### PROMPT
Transcribe all of the data exactly. Omit the pictures.
□ □ □
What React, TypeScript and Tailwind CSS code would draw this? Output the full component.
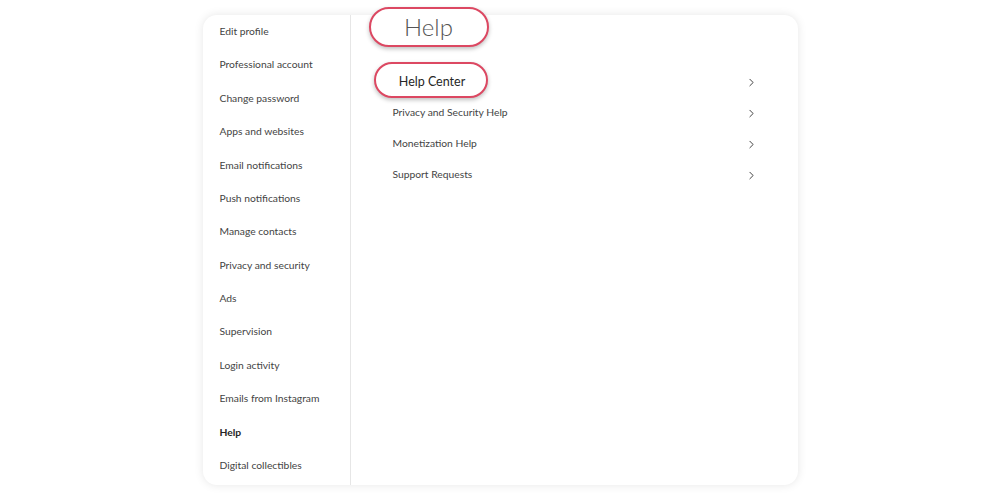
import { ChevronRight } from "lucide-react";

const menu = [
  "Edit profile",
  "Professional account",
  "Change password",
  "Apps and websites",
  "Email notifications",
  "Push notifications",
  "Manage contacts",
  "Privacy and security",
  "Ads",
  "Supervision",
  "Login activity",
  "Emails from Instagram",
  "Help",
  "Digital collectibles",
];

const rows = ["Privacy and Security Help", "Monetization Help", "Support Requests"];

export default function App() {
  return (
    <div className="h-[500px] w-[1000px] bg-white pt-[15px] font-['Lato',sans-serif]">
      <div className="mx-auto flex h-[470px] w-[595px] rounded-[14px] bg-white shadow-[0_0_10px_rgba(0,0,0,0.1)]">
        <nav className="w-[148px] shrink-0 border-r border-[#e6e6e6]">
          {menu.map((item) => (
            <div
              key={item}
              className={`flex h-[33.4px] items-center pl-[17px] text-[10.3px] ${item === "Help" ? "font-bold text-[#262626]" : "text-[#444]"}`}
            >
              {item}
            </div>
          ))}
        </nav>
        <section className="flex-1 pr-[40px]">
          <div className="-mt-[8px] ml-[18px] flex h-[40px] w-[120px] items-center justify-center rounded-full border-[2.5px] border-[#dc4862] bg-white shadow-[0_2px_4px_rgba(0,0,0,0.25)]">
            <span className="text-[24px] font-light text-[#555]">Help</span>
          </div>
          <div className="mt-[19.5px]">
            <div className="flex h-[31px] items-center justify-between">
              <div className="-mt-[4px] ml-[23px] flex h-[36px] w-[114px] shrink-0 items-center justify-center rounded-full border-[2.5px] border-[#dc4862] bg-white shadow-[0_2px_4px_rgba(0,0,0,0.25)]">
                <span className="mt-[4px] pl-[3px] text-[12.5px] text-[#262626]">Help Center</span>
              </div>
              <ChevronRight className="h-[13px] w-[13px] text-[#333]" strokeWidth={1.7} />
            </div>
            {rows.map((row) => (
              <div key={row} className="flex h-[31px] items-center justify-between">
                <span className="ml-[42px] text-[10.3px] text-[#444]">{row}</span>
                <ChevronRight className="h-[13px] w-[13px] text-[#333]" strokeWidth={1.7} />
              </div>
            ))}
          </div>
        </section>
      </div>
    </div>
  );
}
□ □ □
### WRITTEN SOLUTION
What React, TypeScript and Tailwind CSS code would draw this? Output the full component.
import { ChevronRight } from "lucide-react";

const menu = [
  "Edit profile",
  "Professional account",
  "Change password",
  "Apps and websites",
  "Email notifications",
  "Push notifications",
  "Manage contacts",
  "Privacy and security",
  "Ads",
  "Supervision",
  "Login activity",
  "Emails from Instagram",
  "Help",
  "Digital collectibles",
];

const rows = ["Privacy and Security Help", "Monetization Help", "Support Requests"];

export default function App() {
  return (
    <div className="h-[500px] w-[1000px] bg-white pt-[15px] font-['Lato',sans-serif]">
      <div className="mx-auto flex h-[470px] w-[595px] rounded-[14px] bg-white shadow-[0_0_10px_rgba(0,0,0,0.1)]">
        <nav className="w-[148px] shrink-0 border-r border-[#e6e6e6]">
          {menu.map((item) => (
            <div
              key={item}
              className={`flex h-[33.4px] items-center pl-[17px] text-[10.3px] ${item === "Help" ? "font-bold text-[#262626]" : "text-[#444]"}`}
            >
              {item}
            </div>
          ))}
        </nav>
        <section className="flex-1 pr-[40px]">
          <div className="-mt-[8px] ml-[18px] flex h-[40px] w-[120px] items-center justify-center rounded-full border-[2.5px] border-[#dc4862] bg-white shadow-[0_2px_4px_rgba(0,0,0,0.25)]">
            <span className="text-[24px] font-light text-[#555]">Help</span>
          </div>
          <div className="mt-[19.5px]">
            <div className="flex h-[31px] items-center justify-between">
              <div className="-mt-[4px] ml-[23px] flex h-[36px] w-[114px] shrink-0 items-center justify-center rounded-full border-[2.5px] border-[#dc4862] bg-white shadow-[0_2px_4px_rgba(0,0,0,0.25)]">
                <span className="mt-[4px] pl-[3px] text-[12.5px] text-[#262626]">Help Center</span>
              </div>
              <ChevronRight className="h-[13px] w-[13px] text-[#333]" strokeWidth={1.7} />
            </div>
            {rows.map((row) => (
              <div key={row} className="flex h-[31px] items-center justify-between">
                <span className="ml-[42px] text-[10.3px] text-[#444]">{row}</span>
                <ChevronRight className="h-[13px] w-[13px] text-[#333]" strokeWidth={1.7} />
              </div>
            ))}
          </div>
        </section>
      </div>
    </div>
  );
}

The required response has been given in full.